▶ Aim: Leave out the images; return the rest of the data exactly.

▶ Information shown:
┏━━

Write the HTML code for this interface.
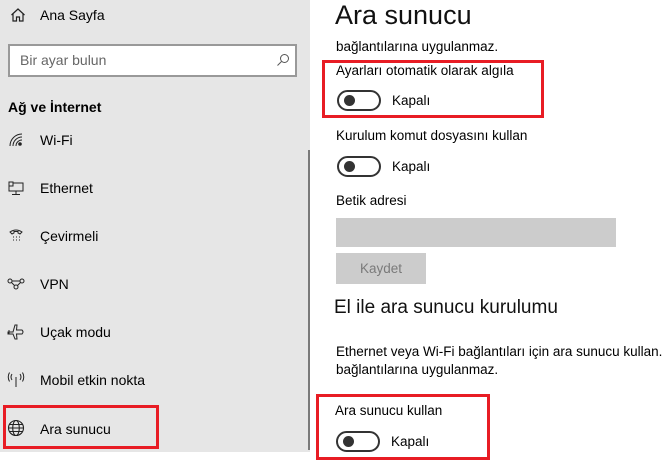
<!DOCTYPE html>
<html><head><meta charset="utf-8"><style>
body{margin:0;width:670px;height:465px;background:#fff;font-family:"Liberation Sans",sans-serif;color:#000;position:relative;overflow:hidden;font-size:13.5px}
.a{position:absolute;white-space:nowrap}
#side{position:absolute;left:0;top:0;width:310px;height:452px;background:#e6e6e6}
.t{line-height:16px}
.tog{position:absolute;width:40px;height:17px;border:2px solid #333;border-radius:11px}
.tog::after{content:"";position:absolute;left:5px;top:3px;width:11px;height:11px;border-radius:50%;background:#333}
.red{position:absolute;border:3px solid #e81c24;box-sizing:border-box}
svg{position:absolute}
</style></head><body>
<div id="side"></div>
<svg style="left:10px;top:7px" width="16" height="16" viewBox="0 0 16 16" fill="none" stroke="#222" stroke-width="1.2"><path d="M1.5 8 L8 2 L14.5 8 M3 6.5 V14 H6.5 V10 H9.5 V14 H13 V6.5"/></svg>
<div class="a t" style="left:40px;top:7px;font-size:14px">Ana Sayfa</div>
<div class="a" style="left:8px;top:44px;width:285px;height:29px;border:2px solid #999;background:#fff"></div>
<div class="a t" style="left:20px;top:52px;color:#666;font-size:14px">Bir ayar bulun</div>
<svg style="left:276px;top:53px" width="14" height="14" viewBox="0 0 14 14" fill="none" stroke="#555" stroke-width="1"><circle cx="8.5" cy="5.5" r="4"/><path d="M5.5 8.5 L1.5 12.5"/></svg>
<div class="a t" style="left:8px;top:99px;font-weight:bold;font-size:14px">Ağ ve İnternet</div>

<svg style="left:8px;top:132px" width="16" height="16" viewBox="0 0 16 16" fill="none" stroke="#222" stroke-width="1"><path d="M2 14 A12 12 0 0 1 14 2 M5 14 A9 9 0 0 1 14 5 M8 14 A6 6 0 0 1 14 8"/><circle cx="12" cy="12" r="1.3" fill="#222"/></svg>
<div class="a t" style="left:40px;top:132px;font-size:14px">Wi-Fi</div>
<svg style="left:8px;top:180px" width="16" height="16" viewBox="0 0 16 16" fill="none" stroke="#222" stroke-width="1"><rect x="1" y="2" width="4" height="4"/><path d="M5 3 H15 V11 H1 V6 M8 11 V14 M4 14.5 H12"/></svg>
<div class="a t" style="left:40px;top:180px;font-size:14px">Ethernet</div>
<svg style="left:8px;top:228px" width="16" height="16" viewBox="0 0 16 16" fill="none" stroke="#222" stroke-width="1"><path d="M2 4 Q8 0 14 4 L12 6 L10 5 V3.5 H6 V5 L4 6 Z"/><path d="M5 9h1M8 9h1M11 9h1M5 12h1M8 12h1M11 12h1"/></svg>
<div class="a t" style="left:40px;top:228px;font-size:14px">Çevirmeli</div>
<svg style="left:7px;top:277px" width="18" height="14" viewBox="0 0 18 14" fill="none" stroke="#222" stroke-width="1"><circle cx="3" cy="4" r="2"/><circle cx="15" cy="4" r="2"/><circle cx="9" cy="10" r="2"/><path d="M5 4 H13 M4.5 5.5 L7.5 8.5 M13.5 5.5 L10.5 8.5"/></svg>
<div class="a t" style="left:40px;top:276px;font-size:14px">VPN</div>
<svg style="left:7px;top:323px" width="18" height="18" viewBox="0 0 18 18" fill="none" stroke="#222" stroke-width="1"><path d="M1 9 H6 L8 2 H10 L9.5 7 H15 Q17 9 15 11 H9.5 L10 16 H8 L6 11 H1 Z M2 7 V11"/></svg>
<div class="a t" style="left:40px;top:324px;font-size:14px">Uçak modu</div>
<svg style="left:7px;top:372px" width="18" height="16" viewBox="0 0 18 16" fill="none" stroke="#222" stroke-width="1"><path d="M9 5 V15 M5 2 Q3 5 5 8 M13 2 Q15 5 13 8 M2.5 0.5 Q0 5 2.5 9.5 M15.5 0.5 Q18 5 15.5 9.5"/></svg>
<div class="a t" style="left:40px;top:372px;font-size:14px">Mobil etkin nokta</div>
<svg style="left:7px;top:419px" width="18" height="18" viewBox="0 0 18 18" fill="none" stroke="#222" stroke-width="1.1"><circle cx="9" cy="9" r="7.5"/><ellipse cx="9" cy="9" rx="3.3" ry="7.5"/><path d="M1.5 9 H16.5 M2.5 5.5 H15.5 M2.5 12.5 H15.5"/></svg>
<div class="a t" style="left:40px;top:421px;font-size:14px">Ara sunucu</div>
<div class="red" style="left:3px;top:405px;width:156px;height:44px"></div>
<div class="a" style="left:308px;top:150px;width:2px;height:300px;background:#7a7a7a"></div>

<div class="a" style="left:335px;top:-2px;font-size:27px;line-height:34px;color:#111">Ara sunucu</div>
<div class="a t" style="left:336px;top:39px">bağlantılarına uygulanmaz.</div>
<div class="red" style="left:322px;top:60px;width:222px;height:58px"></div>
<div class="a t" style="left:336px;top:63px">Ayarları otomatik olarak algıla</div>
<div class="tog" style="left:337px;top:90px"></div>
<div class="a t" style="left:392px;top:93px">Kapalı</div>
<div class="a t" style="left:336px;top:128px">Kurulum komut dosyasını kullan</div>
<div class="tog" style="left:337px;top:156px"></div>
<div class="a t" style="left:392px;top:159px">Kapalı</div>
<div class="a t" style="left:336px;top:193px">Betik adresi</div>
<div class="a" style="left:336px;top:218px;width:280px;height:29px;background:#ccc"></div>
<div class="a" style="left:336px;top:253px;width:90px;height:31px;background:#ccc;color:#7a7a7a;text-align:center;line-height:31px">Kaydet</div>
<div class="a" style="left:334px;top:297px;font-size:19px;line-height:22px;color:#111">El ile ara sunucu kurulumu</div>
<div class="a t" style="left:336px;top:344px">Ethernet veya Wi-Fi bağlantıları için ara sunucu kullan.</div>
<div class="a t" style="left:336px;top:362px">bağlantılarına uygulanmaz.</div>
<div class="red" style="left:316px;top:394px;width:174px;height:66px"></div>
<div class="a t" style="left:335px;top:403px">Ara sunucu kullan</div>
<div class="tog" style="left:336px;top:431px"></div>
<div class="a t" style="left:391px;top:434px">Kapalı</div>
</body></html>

┗━━

▶ Output:
Write the HTML code for this interface.
<!DOCTYPE html>
<html><head><meta charset="utf-8"><style>
body{margin:0;width:670px;height:465px;background:#fff;font-family:"Liberation Sans",sans-serif;color:#000;position:relative;overflow:hidden;font-size:13.5px}
.a{position:absolute;white-space:nowrap}
#side{position:absolute;left:0;top:0;width:310px;height:452px;background:#e6e6e6}
.t{line-height:16px}
.tog{position:absolute;width:40px;height:17px;border:2px solid #333;border-radius:11px}
.tog::after{content:"";position:absolute;left:5px;top:3px;width:11px;height:11px;border-radius:50%;background:#333}
.red{position:absolute;border:3px solid #e81c24;box-sizing:border-box}
svg{position:absolute}
</style></head><body>
<div id="side"></div>
<svg style="left:10px;top:7px" width="16" height="16" viewBox="0 0 16 16" fill="none" stroke="#222" stroke-width="1.2"><path d="M1.5 8 L8 2 L14.5 8 M3 6.5 V14 H6.5 V10 H9.5 V14 H13 V6.5"/></svg>
<div class="a t" style="left:40px;top:7px;font-size:14px">Ana Sayfa</div>
<div class="a" style="left:8px;top:44px;width:285px;height:29px;border:2px solid #999;background:#fff"></div>
<div class="a t" style="left:20px;top:52px;color:#666;font-size:14px">Bir ayar bulun</div>
<svg style="left:276px;top:53px" width="14" height="14" viewBox="0 0 14 14" fill="none" stroke="#555" stroke-width="1"><circle cx="8.5" cy="5.5" r="4"/><path d="M5.5 8.5 L1.5 12.5"/></svg>
<div class="a t" style="left:8px;top:99px;font-weight:bold;font-size:14px">Ağ ve İnternet</div>

<svg style="left:8px;top:132px" width="16" height="16" viewBox="0 0 16 16" fill="none" stroke="#222" stroke-width="1"><path d="M2 14 A12 12 0 0 1 14 2 M5 14 A9 9 0 0 1 14 5 M8 14 A6 6 0 0 1 14 8"/><circle cx="12" cy="12" r="1.3" fill="#222"/></svg>
<div class="a t" style="left:40px;top:132px;font-size:14px">Wi-Fi</div>
<svg style="left:8px;top:180px" width="16" height="16" viewBox="0 0 16 16" fill="none" stroke="#222" stroke-width="1"><rect x="1" y="2" width="4" height="4"/><path d="M5 3 H15 V11 H1 V6 M8 11 V14 M4 14.5 H12"/></svg>
<div class="a t" style="left:40px;top:180px;font-size:14px">Ethernet</div>
<svg style="left:8px;top:228px" width="16" height="16" viewBox="0 0 16 16" fill="none" stroke="#222" stroke-width="1"><path d="M2 4 Q8 0 14 4 L12 6 L10 5 V3.5 H6 V5 L4 6 Z"/><path d="M5 9h1M8 9h1M11 9h1M5 12h1M8 12h1M11 12h1"/></svg>
<div class="a t" style="left:40px;top:228px;font-size:14px">Çevirmeli</div>
<svg style="left:7px;top:277px" width="18" height="14" viewBox="0 0 18 14" fill="none" stroke="#222" stroke-width="1"><circle cx="3" cy="4" r="2"/><circle cx="15" cy="4" r="2"/><circle cx="9" cy="10" r="2"/><path d="M5 4 H13 M4.5 5.5 L7.5 8.5 M13.5 5.5 L10.5 8.5"/></svg>
<div class="a t" style="left:40px;top:276px;font-size:14px">VPN</div>
<svg style="left:7px;top:323px" width="18" height="18" viewBox="0 0 18 18" fill="none" stroke="#222" stroke-width="1"><path d="M1 9 H6 L8 2 H10 L9.5 7 H15 Q17 9 15 11 H9.5 L10 16 H8 L6 11 H1 Z M2 7 V11"/></svg>
<div class="a t" style="left:40px;top:324px;font-size:14px">Uçak modu</div>
<svg style="left:7px;top:372px" width="18" height="16" viewBox="0 0 18 16" fill="none" stroke="#222" stroke-width="1"><path d="M9 5 V15 M5 2 Q3 5 5 8 M13 2 Q15 5 13 8 M2.5 0.5 Q0 5 2.5 9.5 M15.5 0.5 Q18 5 15.5 9.5"/></svg>
<div class="a t" style="left:40px;top:372px;font-size:14px">Mobil etkin nokta</div>
<svg style="left:7px;top:419px" width="18" height="18" viewBox="0 0 18 18" fill="none" stroke="#222" stroke-width="1.1"><circle cx="9" cy="9" r="7.5"/><ellipse cx="9" cy="9" rx="3.3" ry="7.5"/><path d="M1.5 9 H16.5 M2.5 5.5 H15.5 M2.5 12.5 H15.5"/></svg>
<div class="a t" style="left:40px;top:421px;font-size:14px">Ara sunucu</div>
<div class="red" style="left:3px;top:405px;width:156px;height:44px"></div>
<div class="a" style="left:308px;top:150px;width:2px;height:300px;background:#7a7a7a"></div>

<div class="a" style="left:335px;top:-2px;font-size:27px;line-height:34px;color:#111">Ara sunucu</div>
<div class="a t" style="left:336px;top:39px">bağlantılarına uygulanmaz.</div>
<div class="red" style="left:322px;top:60px;width:222px;height:58px"></div>
<div class="a t" style="left:336px;top:63px">Ayarları otomatik olarak algıla</div>
<div class="tog" style="left:337px;top:90px"></div>
<div class="a t" style="left:392px;top:93px">Kapalı</div>
<div class="a t" style="left:336px;top:128px">Kurulum komut dosyasını kullan</div>
<div class="tog" style="left:337px;top:156px"></div>
<div class="a t" style="left:392px;top:159px">Kapalı</div>
<div class="a t" style="left:336px;top:193px">Betik adresi</div>
<div class="a" style="left:336px;top:218px;width:280px;height:29px;background:#ccc"></div>
<div class="a" style="left:336px;top:253px;width:90px;height:31px;background:#ccc;color:#7a7a7a;text-align:center;line-height:31px">Kaydet</div>
<div class="a" style="left:334px;top:297px;font-size:19px;line-height:22px;color:#111">El ile ara sunucu kurulumu</div>
<div class="a t" style="left:336px;top:344px">Ethernet veya Wi-Fi bağlantıları için ara sunucu kullan.</div>
<div class="a t" style="left:336px;top:362px">bağlantılarına uygulanmaz.</div>
<div class="red" style="left:316px;top:394px;width:174px;height:66px"></div>
<div class="a t" style="left:335px;top:403px">Ara sunucu kullan</div>
<div class="tog" style="left:336px;top:431px"></div>
<div class="a t" style="left:391px;top:434px">Kapalı</div>
</body></html>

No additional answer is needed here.